The Company was established in Westminster in 1886, and for a number of years was engaged on the experimental development of the Barium Oxide process for the abstraction of oxygen from the atmosphere. That process was ultimately developed by the Company into an established commercial success, and it is worthy of mention in these days of keen international rivalry, that the first plants for the commercial production of oxygen in Paris, Berlin and New York were of the Barium Oxide type and were supplied and erected by the British Oxygen Company.

Although the process was brought to a very high State of mechanical efficiency, the Company was always experimenting and on the outlook for a more purely physical method of abstracting oxygen from the air and, when in 1906 the supremacy of the Barium Oxide process appeared to be threatened by Professor Carl von Linde's brilliant rectification method of separating oxygen from liquid air, an arrangement was concluded under which the Company acquired the British, and British Colonial, Linde patent rights. The decision proved to be a wise one for, with improvements which have since been effected by the Company and others, the liquid air process is to-day the most economical method known for producing oxygen, and it is doubtful whether a single Barium Oxide plant is now in existence. As indicating the developments which have taken place in the Company's business since the adoption of the liquid air process, it may be mentioned that it now possesses twenty-eight oxygen factories situated in the principal industrial centres of Great Britain, and capable of producing in the aggregate upwards of six million cubic feet of oxygen daily. In some of the larger factories of the Company other gases arc also produced, including nitrogen, hydrogen, carbon dioxide, nitrous oxide, ethylene, argon, neon and helium.

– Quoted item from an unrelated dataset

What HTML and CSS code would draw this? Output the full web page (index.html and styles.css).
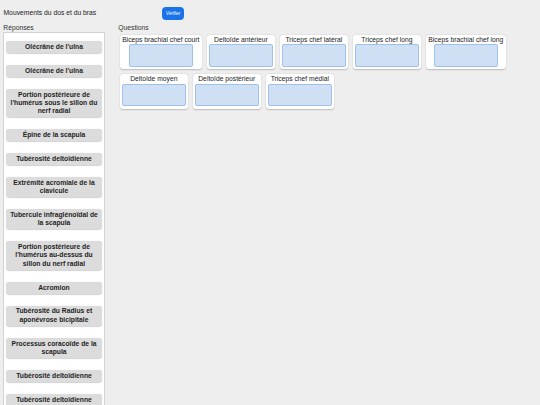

Within comparatively recent years the Company established its headquarters and engineering works at Edmonton. These works (of which some illustrations are given on the opposite page) are amongst the largest and best equipped in the United Kingdom.

The Company is not only entitled to the credit of having established the oxygen industry in this country. It introduced the high-pressure seamless gas cylinder now universally employed for the transport of compressed and liquefied gases, and also the two most valuable industrial applications of oxygen, namely, the oxy-acetylene welding and cutting blow-pipes, which have become almost essential tools to-day in every engineer's equipment.

The Company specialises in the production of all appliances. for use with oxygen and, in addition to the manufacture at its Edmonton Works of oxygen and other gas plants for its own requirements and for sale to clients in all parts of the British Empire, it produces large and small gas compressors for a variety of purposes, oxygen-cutting machines, welding and cutting blowpipes, pressure regulators and cylinder valves in very large quantities, the high degree of workmanship associated with all the Company's products being universally recognised.

Although most closely identified with the production and supply of oxygen, and oxygen- using equipment in Great Britain, the Company has a large export business as well as inter., in oxygen-producing and exploiting developments in various parts of the world.